Better yet, is to not park or place panels where that kind of shading may happen..

FWC wrote:

theoldwizard1 wrote:
A typical diode loses 0.7V !

Yeah, something definitely doesn't add up here. Each cell in a solar panel only produces 0.5 - 0.7V (they are in fact diodes). The forward voltage drop on a diode is between 0.2 and 0.7V so you would loose half to all you voltage if there really was a diode between each cell.

Now, maybe he meant to say there is a diode in parallel with each cell, which would provide a bypass diode for each cell. This would provide slightly better mottled shade tolerance, but would increase the complexity of the panel. The linked data sheet doesn't mention this, so it seems unlikely to be true for those panels.

Then please explain this link?

https://www.pveurope.eu/solar-modules/each-cell-bypass-diode

From the link:

"The AE Smart Hot-Spot Free solar panel by AE Solar is unaffected by shading. Each of the 60 or 72 cells of a panel is protected by its own bypass diode."

So what does your power system consist of?

theoldwizard1 wrote:
A typical diode loses 0.7V !

Yeah, something definitely doesn't add up here. Each cell in a solar panel only produces 0.5 - 0.7V (they are in fact diodes). The forward voltage drop on a diode is between 0.2 and 0.7V so you would loose half to all you voltage if there really was a diode between each cell.

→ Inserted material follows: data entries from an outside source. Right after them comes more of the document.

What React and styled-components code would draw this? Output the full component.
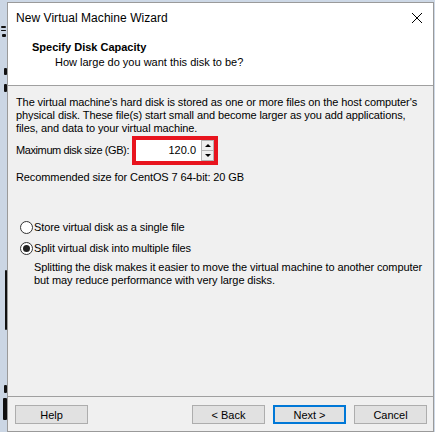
import React from "react";
import styled, { createGlobalStyle } from "styled-components";

const Global = createGlobalStyle`
  html, body { margin: 0; padding: 0; background: #cdd8e6; }
  body { width: 435px; height: 432px; overflow: hidden; font-family: "Liberation Sans", Arial, sans-serif; }
`;

const Screen = styled.div`
  display: flex;
  width: 435px;
  height: 432px;
  background: #cdd8e6;
`;

const Desktop = styled.div`
  position: relative;
  width: 7px;
  flex: none;
  background: #cbd6e4;
`;

const Mark = styled.div`
  position: absolute;
  left: ${p => p.$x}px;
  top: ${p => p.$y}px;
  width: ${p => p.$w}px;
  height: ${p => p.$h}px;
  background: #111;
  border-radius: 1px;
`;

const Window = styled.div`
  margin-top: 2px;
  width: 425px;
  height: 428px;
  flex: none;
  border: 1px solid #9a9a9a;
  background: #f0f0f0;
  display: flex;
  flex-direction: column;
  color: #000;
`;

const Header = styled.div`
  background: #fff;
  height: 82px;
  flex: none;
  border-bottom: 1px solid #a0a0a0;
  display: flex;
  flex-direction: column;
`;

const TitleBar = styled.div`
  height: 30px;
  display: flex;
  align-items: center;
  justify-content: space-between;
  padding: 0 10px 0 8px;
`;

const Title = styled.span`
  font-size: 12px;
  color: #000;
  letter-spacing: 0.05px;
`;

const Close = styled.div`
  width: 12px;
  height: 12px;
  display: flex;
`;

const HeadTitle = styled.div`
  font-size: 11px;
  font-weight: bold;
  margin: 8px 0 0 24px;
`;

const HeadSub = styled.div`
  font-size: 11px;
  margin: 3px 0 0 47px;
`;

const Body = styled.div`
  flex: 1;
  padding: 10px 8px 0 8px;
  font-size: 11px;
  line-height: 13px;
  display: flex;
  flex-direction: column;
  white-space: nowrap;
`;

const Para = styled.p`
  margin: 0;
  letter-spacing: -0.1px;
`;

const SizeRow = styled.div`
  display: flex;
  align-items: center;
  margin-top: 1px;
`;

const Label = styled.span`
  width: 116px;
  flex: none;
  letter-spacing: -0.4px;
`;

const Highlight = styled.div`
  border: 4px solid #e8141e;
  width: 78px;
  height: 21px;
  display: flex;
  background: #fff;
`;

const Input = styled.div`
  flex: 1;
  text-align: right;
  padding-right: 4px;
  line-height: 21px;
  font-size: 11px;
  background: #fff;
`;

const Spinner = styled.div`
  width: 13px;
  display: flex;
  flex-direction: column;
  border-left: 1px solid #fff;
`;

const SpinBtn = styled.div`
  flex: 1;
  background: #eeeeee;
  border: 1px solid #b4b4b4;
  display: flex;
  align-items: center;
  justify-content: center;
  & + & { border-top: none; }
`;

const Arrow = styled.div`
  width: 0;
  height: 0;
  border-left: 3px solid transparent;
  border-right: 3px solid transparent;
  ${p => p.$up ? "border-bottom: 3px solid #000;" : "border-top: 3px solid #000;"}
`;

const Recommend = styled.div`
  margin-top: 6px;
  letter-spacing: -0.1px;
`;

const Options = styled.div`
  margin-top: 37px;
  display: flex;
  flex-direction: column;
  gap: 8px;
`;

const RadioRow = styled.label`
  display: flex;
  align-items: center;
  gap: 1px;
  margin-left: 4px;
  letter-spacing: -0.1px;
`;

const Radio = styled.span`
  width: 11px;
  height: 11px;
  border: 1px solid #333;
  border-radius: 50%;
  background: #fff;
  display: flex;
  align-items: center;
  justify-content: center;
  &::after {
    content: "";
    width: 7px;
    height: 7px;
    border-radius: 50%;
    background: ${p => p.$on ? "#222" : "transparent"};
  }
`;

const Note = styled.p`
  margin: 6px 0 0 18px;
  letter-spacing: -0.1px;
`;

const Footer = styled.div`
  height: 35px;
  flex: none;
  border-top: 1px solid #a0a0a0;
  display: flex;
  align-items: flex-start;
  padding: 8px 6px 0 7px;
  gap: 8px;
  box-sizing: border-box;
`;

const Button = styled.div`
  box-sizing: border-box;
  width: 73px;
  height: 19px;
  border: ${p => p.$def ? "2px solid #0078d7" : "1px solid #adadad"};
  background: #e1e1e1;
  font-size: 11px;
  display: flex;
  align-items: center;
  justify-content: center;
`;

const Spacer = styled.div`
  flex: 1;
`;

export default function App() {
  return (
    <Screen>
      <Global />
      <Desktop>
        <Mark $x={1} $y={26} $w={5} $h={2} />
        <Mark $x={1} $y={30} $w={5} $h={1} />
        <Mark $x={2} $y={34} $w={4} $h={3} />
        <Mark $x={4} $y={68} $w={3} $h={7} />
        <Mark $x={4} $y={84} $w={3} $h={8} />
        <Mark $x={5} $y={270} $w={2} $h={60} />
        <Mark $x={4} $y={385} $w={3} $h={8} />
        <Mark $x={3} $y={398} $w={4} $h={22} />
      </Desktop>
      <Window>
        <Header>
          <TitleBar>
            <Title>New Virtual Machine Wizard</Title>
            <Close>
              <svg width="12" height="12" viewBox="0 0 12 12">
                <path d="M1 1L11 11M11 1L1 11" stroke="#000" strokeWidth="1" />
              </svg>
            </Close>
          </TitleBar>
          <HeadTitle>Specify Disk Capacity</HeadTitle>
          <HeadSub>How large do you want this disk to be?</HeadSub>
        </Header>
        <Body>
          <Para>
            The virtual machine's hard disk is stored as one or more files on the host computer's
            <br />
            physical disk. These file(s) start small and become larger as you add applications,
            <br />
            files, and data to your virtual machine.
          </Para>
          <SizeRow>
            <Label>Maximum disk size (GB):</Label>
            <Highlight>
              <Input>120.0</Input>
              <Spinner>
                <SpinBtn><Arrow $up /></SpinBtn>
                <SpinBtn><Arrow /></SpinBtn>
              </Spinner>
            </Highlight>
          </SizeRow>
          <Recommend>Recommended size for CentOS 7 64-bit: 20 GB</Recommend>
          <Options>
            <RadioRow><Radio />Store virtual disk as a single file</RadioRow>
            <RadioRow><Radio $on />Split virtual disk into multiple files</RadioRow>
          </Options>
          <Note>
            Splitting the disk makes it easier to move the virtual machine to another computer
            <br />
            but may reduce performance with very large disks.
          </Note>
        </Body>
        <Footer>
          <Button>Help</Button>
          <Spacer />
          <Button>&lt; Back</Button>
          <Button $def>Next &gt;</Button>
          <Button>Cancel</Button>
        </Footer>
      </Window>
    </Screen>
  );
}
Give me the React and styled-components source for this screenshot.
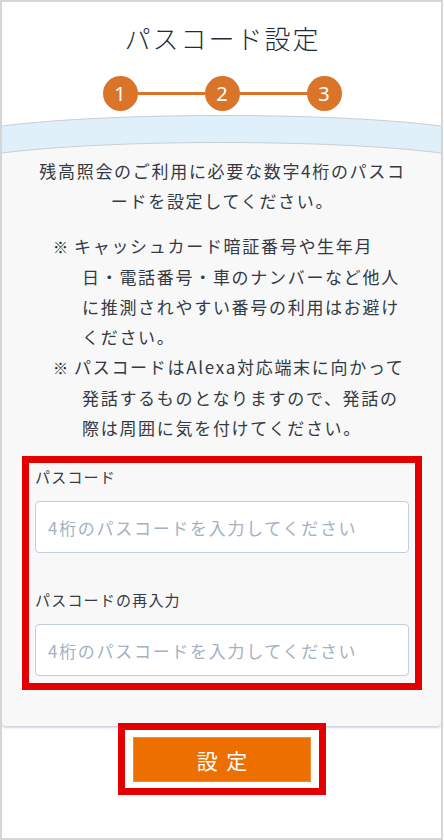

Now, maybe he meant to say there is a diode in parallel with each cell, which would provide a bypass diode for each cell. This would provide slightly better mottled shade tolerance, but would increase the complexity of the panel. The linked data sheet doesn't mention this, so it seems unlikely to be true for those panels.

theoldwizard1 wrote:
A typical diode loses 0.7V !

Exactly why I went series/parallel for a nominal 33 volt input.

A typical diode loses 0.7V !

2oldman,

Unisolar panels had diodes between each cell--it is one reason my system punches above its weight.

Very interesting. TY

Another thing happening is the increasing number of busbars in a cell to collect current. Used to be mostly two. Then there were three. I see one now with six. Efficiency 20% instead of 15% (Efficiency means panel roof space taken up per watt)

".... which enables particularly high performance on a small surface. Q.ANTUM’s world-record-holding cell concept has now been combined with state-of-the-art circuitry half cells and a six-busbar design, thus achieving outstanding performance under real conditions — both with low-intensity solar radiation as well as on hot, clear summer days."

pianotuna wrote:
diodes between each and every cell which gives them an advantage for series connection of the panels (i.e. shade tolerant)

Wow. I'm not aware of any others like that. Would make series hookups very doable and actually desireable.